In June, a group of BC officials will be returning to the continent to visit a TV manufacturing company that is greatly interested in investing in BC.  

Another trip in October to meet with possible investors will emphasize BC's customs laws and legal and labor issues, Tagliapietra stated. 

Preceding BC's trip to Asia were visits from Aguascalientes, Sonora and Colima.  Tagliapietra interprets this as meaning that his state must be very perseverant to obtain Asian investment. 

The three main objectives of the current trip were to retain companies that are currently in the state, look for new investment and plan for the future, he said. 

Source: La Crónica (Mexicali), May 26, 2004.  Article by Alejandro Domínguez. 

Casino Gambling to Baja California?

In April 2004, Mexico's Comisión de Turismo (Tourism Commission) presented a plan to the nation's congress that would allow for casino gambling if approved by elected officials.  Although some critics fear that casinos would only lead to more corruption in Mexico, those in favor of the plan believe that it would bring new tax revenues, increase tourism and help put an end to "underground" casinos.

Alejandro Moreno Medina, Baja California's Secretary of Tourism, says that the legalization of casino gambling would bring more than just roulette and dice games to his state.  Other sorts of attractions, restaurants and hotels would be necessary to attract Mexican and international tourists to any new casino resort.  All of this means more investment and jobs for Mexico, he said.  

Two of the best locations in Baja California for casinos are Tijuana and Ensenada, according to Moreno.

Tijuana is ideal because it is just across the border from San Diego.  However, Ensenada is still close to San Diego but also has the added attraction of being a smaller city with more of a coastal feel to it. 

One Mexican business council has estimated that casinos in Mexico could earn profits of US$1.3 billion per year.  In addition to this they would also produce more billions in taxes and licenses.  However, Mexico would need an investment of US$2 billion to build eleven casinos and hotels.  

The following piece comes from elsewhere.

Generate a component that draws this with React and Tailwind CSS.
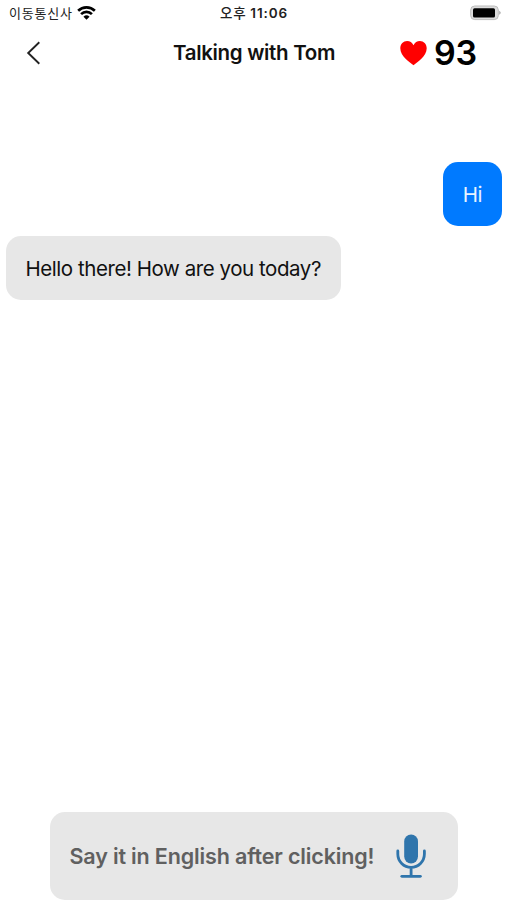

A Mexican hotel association estimates that the country already has 1,000 illegal casinos that do a black-market business of US$500 million per year. 

Mexico is currently losing a lot of money as Mexican gamblers tend go to Las Vegas, Nevada.  Indeed, this group dropped US$200 million there in the year 2000 according to statistics cited in the Tijuana newspaper Frontera. 

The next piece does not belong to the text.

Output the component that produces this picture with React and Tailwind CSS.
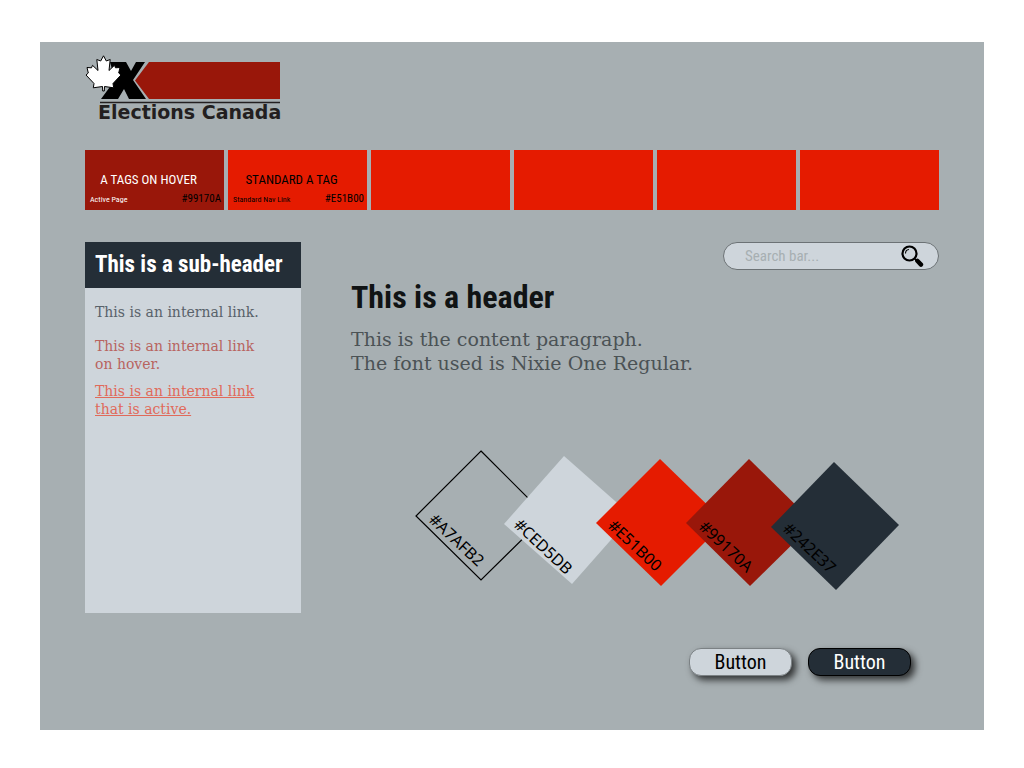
const navItems = [
  { label: "A TAGS ON HOVER", note: "Active Page", hex: "#99170A", active: true },
  { label: "STANDARD A TAG", note: "Standard Nav Link", hex: "#E51B00" },
  {},
  {},
  {},
  {},
];

const swatches = [
  { hex: "#A7AFB2", points: "66,1 131,66 66,130 1,66", fill: "none", stroke: "#000", x: 13, y: 71 },
  { hex: "#CED5DB", points: "149,6 217,66 157,134 89,74", fill: "#ced5db", x: 98, y: 76 },
  { hex: "#E51B00", points: "245,9 310,72 246,136 181,73", fill: "#e51b00", x: 192, y: 77 },
  { hex: "#99170A", points: "334,9 399,73 335,136 271,73", fill: "#99170a", x: 283, y: 78 },
  { hex: "#242E37", points: "419,12 484,75 421,140 356,77", fill: "#242e37", x: 367, y: 80 },
];

function Logo() {
  return (
    <a href="#home" className="block w-fit">
      <svg width="196" height="68" viewBox="0 0 196 68" role="img" aria-label="Elections Canada">
        <path d="M64 7H195V44H64L50 25.500Z" fill="#99170a" />
        <path d="M25 7H41L46 16L51 7H60L48 25L61 44H44L39 34L33 44H16L30 25Z" fill="#000" />
        <path
          d="M18.500 .8L21.300 6L25.200 4.500L24 15.500L29.500 10.300L30.500 12.800L35 12.500L33.700 18L36 20L28 28.500L28.700 32.800L19.500 31.500L19.300 36H17.700L17.500 31.500L8.300 32.800L9 28.500L1 20L3.300 18L2 12.500L6.500 12.800L7.500 10.300L13 15.500L11.800 4.500L15.700 6Z"
          fill="#fff"
          stroke="#000"
          strokeWidth="1"
          strokeLinejoin="round"
        />
        <path d="M15 47.500H195" stroke="#231f20" strokeWidth="1.500" />
        <text x="13" y="64" className="fill-[#231f20] text-[19px] font-bold [font-family:'DejaVu_Sans',sans-serif]">
          Elections Canada
        </text>
      </svg>
    </a>
  );
}

function NavItem({ label, note, hex, active }) {
  return (
    <a
      href="#nav"
      className={
        active
          ? "flex h-[60px] flex-col justify-end bg-[#99170a] text-white"
          : "flex h-[60px] flex-col justify-end bg-[#e51b00] text-black"
      }
    >
      {label && (
        <>
          <span className="pr-3 text-center text-[13px] leading-5">{label}</span>
          <span className="flex items-baseline justify-between pb-px pl-[5px] pr-[3px] leading-[18px]">
            <span className="text-[8px]">{note}</span>
            <span className="text-[11px] text-black">{hex}</span>
          </span>
        </>
      )}
    </a>
  );
}

function Search() {
  return (
    <form
      role="search"
      className="flex h-7 w-[216px] items-center self-end rounded-[14px] border border-[#6c7275] bg-[#ced5db] pl-[21px] pr-[14px]"
    >
      <input
        type="search"
        aria-label="Search"
        placeholder="Search bar..."
        className="min-w-0 flex-1 bg-transparent text-[15px] outline-none placeholder:text-[#a7afb2]"
      />
      <button type="button" aria-label="Submit search">
        <svg width="24" height="24" viewBox="0 0 24 24" fill="none">
          <circle cx="9.500" cy="9.500" r="7" stroke="#000" strokeWidth="2.200" />
          <path d="M5.500 9.500C5.500 7.500 7 5.700 9 5.500" stroke="#000" strokeWidth="1.100" />
          <path d="M14.500 14.500L17 17" stroke="#000" strokeWidth="1.500" />
          <path d="M17.300 16.800L21 20.600" stroke="#000" strokeWidth="4.400" strokeLinecap="round" />
        </svg>
      </button>
    </form>
  );
}

function Sidebar() {
  return (
    <aside className="min-h-[371px] w-[216px] shrink-0 bg-[#ced5db]">
      <h2 className="bg-[#242e37] px-[10px] py-[9px] text-[23px] font-bold leading-7 text-white">
        This is a sub-header
      </h2>
      <nav
        aria-label="Internal links"
        className="flex flex-col px-[10px] pt-[15px] text-[14px] leading-[18px] [font-family:'DejaVu_Serif',serif]"
      >
        <a href="#link" className="text-[#59626a]">This is an internal link.</a>
        <a href="#hover" className="mt-4 text-[#b8645f]">
          This is an internal link<br />on hover.
        </a>
        <a href="#active" className="mt-[9px] text-[#e06a5a] underline">
          This is an internal link<br />that is active.
        </a>
      </nav>
    </aside>
  );
}

function Palette() {
  return (
    <svg width="485" height="142" viewBox="0 0 485 142" role="img" aria-label="Colour palette" className="ml-16 mt-[75px]">
      {swatches.map((s) => (
        <g key={s.hex}>
          <polygon points={s.points} fill={s.fill} stroke={s.stroke} strokeWidth="1.200" />
          <text
            x={s.x}
            y={s.y}
            transform={`rotate(43 ${s.x} ${s.y})`}
            className="fill-black text-[16px] [font-family:'Noto_Sans',sans-serif]"
          >
            {s.hex}
          </text>
        </g>
      ))}
    </svg>
  );
}

export default function App() {
  return (
    <div className="min-h-screen bg-white px-10 pb-[38px] pt-[42px] [font-family:'Roboto_Condensed',Roboto,sans-serif]">
      <div className="bg-[#a7afb2] px-[45px] pb-[54px] pt-[13px]">
        <header>
          <Logo />
          <nav aria-label="Main" className="mt-[27px] grid grid-cols-6 gap-1">
            {navItems.map((item, i) => (
              <NavItem key={i} {...item} />
            ))}
          </nav>
        </header>
        <div className="mt-8 flex items-start gap-[50px]">
          <Sidebar />
          <main className="flex flex-1 flex-col">
            <Search />
            <h1 className="mt-[9px] text-[32px] font-bold leading-9 text-[#101314]">This is a header</h1>
            <p className="mt-3 text-[19px] leading-6 text-[#4b5255] [font-family:'DejaVu_Serif',serif]">
              This is the content paragraph.<br />The font used is Nixie One Regular.
            </p>
            <Palette />
            <div className="mr-7 mt-14 flex justify-end gap-4 text-[20px]">
              <button
                type="button"
                className="h-7 w-[103px] rounded-[12px] border border-[#7b8184] bg-[#ced5db] leading-6 text-black shadow-[4px_4px_7px_rgba(0,0,0,0.7)]"
              >
                Button
              </button>
              <button
                type="button"
                className="h-7 w-[103px] rounded-[12px] border border-black bg-[#242e37] leading-6 text-white shadow-[4px_4px_7px_rgba(0,0,0,0.7)]"
              >
                Button
              </button>
            </div>
          </main>
        </div>
      </div>
    </div>
  );
}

Source: Frontera (Tijuana), May 12, 2004.  

Chihuahuans Consume More Cola Beverages than US Citizens

Driving past Chihuahua City’s Coca-Cola bottling plant it is hard not to notice of  the size of the facility.  If the plant seems inordinately large it should—it is the largest Coca-Cola bottler in all of Latin America despite the fact that Chihuahua City has a population of less than 700,000 people. 

One factor which may contribute to the size of the plant is the state's consumption of cola beverages such as Coke and Pepsi.  The state of Chihuahua, with its approximately 3.3 million inhabitants, drinks more liters of cola beverages than any other state or area in Mexico except for the region around the nation’s capital with its 20 million inhabitants.  

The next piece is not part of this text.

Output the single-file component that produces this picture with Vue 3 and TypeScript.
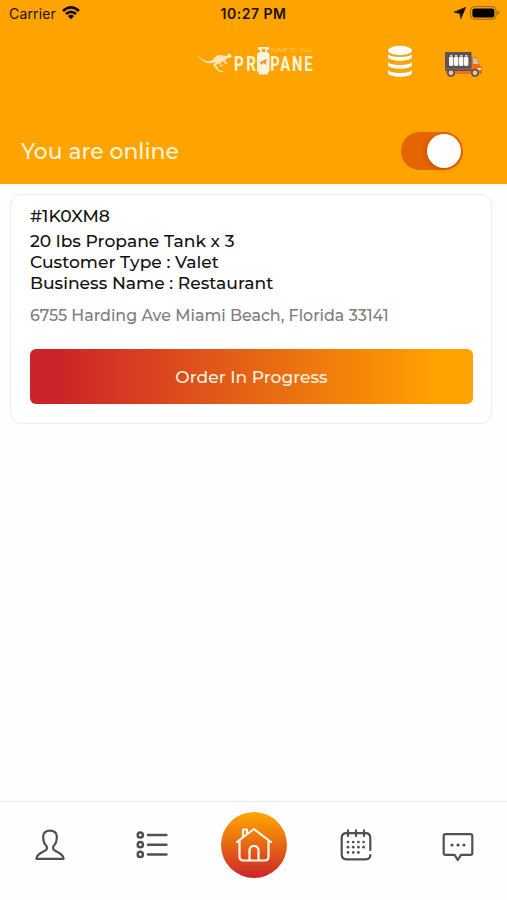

Chihuahuans drink an average of 110 liters of cola beverages per person per year, according to a study by the Cámara Nacional de Comercio (National Chamber of Commerce, CANACO).  This exceeds per capita cola drink consumption in the United States of 95 liters per year, the study says. 

The cola-beverage producers in Mexico with the largest share of this market are Coca-Cola with 70% of the market, Pepsi with 15%, Big Cola with 5% and the remaining brands which have 10% of the market.

The study, which looked at 112 types of soft drinks, found that more than 50% of Mexican consumers prefer cola beverages over other types of soft drinks such as Sprite or orange-flavored sodas. 

The cola-beverage market alone in Mexico is 9.1 billion liters per year, according to a Heraldo de Chihuahua story about a CANACO soft drink study. 

Average cola beverage consumption in Latin American nations is far below that of Chihuahua.  In Brazil for example people consume 34 liters of cola drinks per year.  In Argentina this figure is 54 liters.  The average for all of Latin America is 49 liters of cola beverages per person per year.